Analog multipliers and watt measurement

The original reason that the audio industry was so interested in using dithering was not to increase the effective number of bits, but rather avoid one nasty kind of distortion.

Even in well build audio systems, there are some very low traces of

50/60 Hz hum in the audio signal. In an analog system, this is not audible, since the human hearing (according to Fletcher-Munson curves) drops very sharply below 200 Hz. About 50 dB SPL is required to get above threshold of hearing at 50 Hz.

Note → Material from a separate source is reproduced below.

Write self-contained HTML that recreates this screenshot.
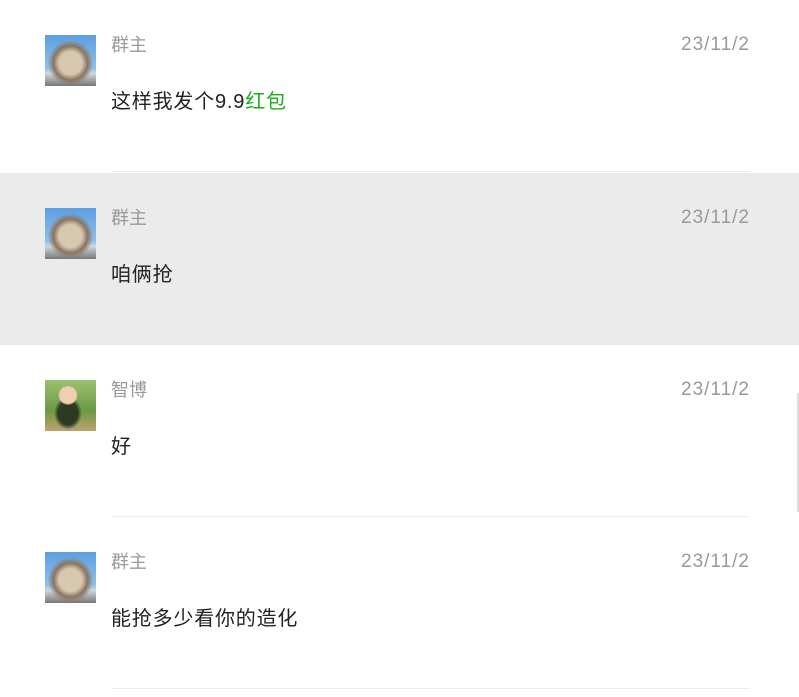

Assuming a low level hum signal in the order of (or sometimes even much less) than the LSB enters the ADC and the hum will produce a 50 Hz square wave in the digital signal and also in the reproducing DAC. Square waves contain strong odd harmonics and the human hearing sensitivity is increased as the frequency get higher. At 150 Hz (3rd), the threshold of hearing is about 27 dB SPL and at 250 Hz (5th) about

15 dB SPL. While the original 50/60 Hz might not be audible, the harmonics (discrete tones) caused by the quantization noise could be very disturbing.

Adding some noise to the audio signal also caused the quantization noise due to hum to be randomized and hence much less disturbing than a constant tone.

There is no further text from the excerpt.